In her complete list of her publications, it is noted that Cusack often wrote book reviews. One of these in 2019 was about Pasulka's "American Cosmic." This review appeared in Alternative Spirituality and Religion Review, 10(2):258-259. In his review was:
"This book comes highly recommended and delivers an unconventional 'take' on the relationship between religious studies, religion, UFOs and UFOlogy."
"Norman Paulsen and the Brotherhood of the Sun/Sunburst." In Benjamin E. Zeller. (Ed.) Handbook of UFO Religions." pp 354-368. Leiden. Brill.
Norman Paulsen in 1969 founded the Brotherhood of the Sun in California, and "...taught a melange of alternative spiritual beliefs drawing upon ufology."

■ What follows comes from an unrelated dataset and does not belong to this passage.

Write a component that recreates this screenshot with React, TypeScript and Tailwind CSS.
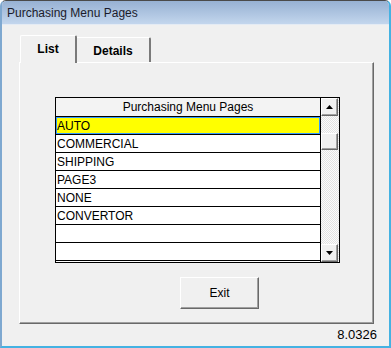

Noting that there is limited academic work on Paulsen, Cusack writes:
As has been noted, there is limited academic work on Paulsen and the Brotherhood of the Sun. The limited academic publications on the Brotherhood of the Sun can be supplemented by various media articles, websites, and some anti-cult literature. None of this material is well-researched or particularly accurate. For example, Steve Omar and Cecelia Frances Page’s The Future Age Beyond the New Age Movement is a gazetteer of communities and groups, and the listing for the Brotherhood of the Sun, though it contains several inaccuracies, such as claiming that Paulsen first organised communal living in Lompoc (where he grew up), is broadly positive (Omar and Page 2009: n.p.). This favourable popular account is counter-balanced by Geoffrey D. Falk’s Stripping the Gurus: Sex, Violence, Abuse and Enlightenment, in which Norman Paulsen is situated in the lineage of Yogananda and ridiculed for his claim “to have been abducted by a UFO piloted by Builders from Jupiter” (Falk 2009: 262). Interestingly Falk claims that UFOs were a preoccupation of Yogananda’s and quotes an alleged saying of the yogi reported to him by a “respected and loyal” disciple: “if America were ever at war and losing, space aliens from UFOs would intervene” (Falk 2009: 263).
As can be seen from the sample above, there are areas of the UAP topic which are little explored by UAP researchers. Here lies the value of academics such as Cusack, Pasulka and others.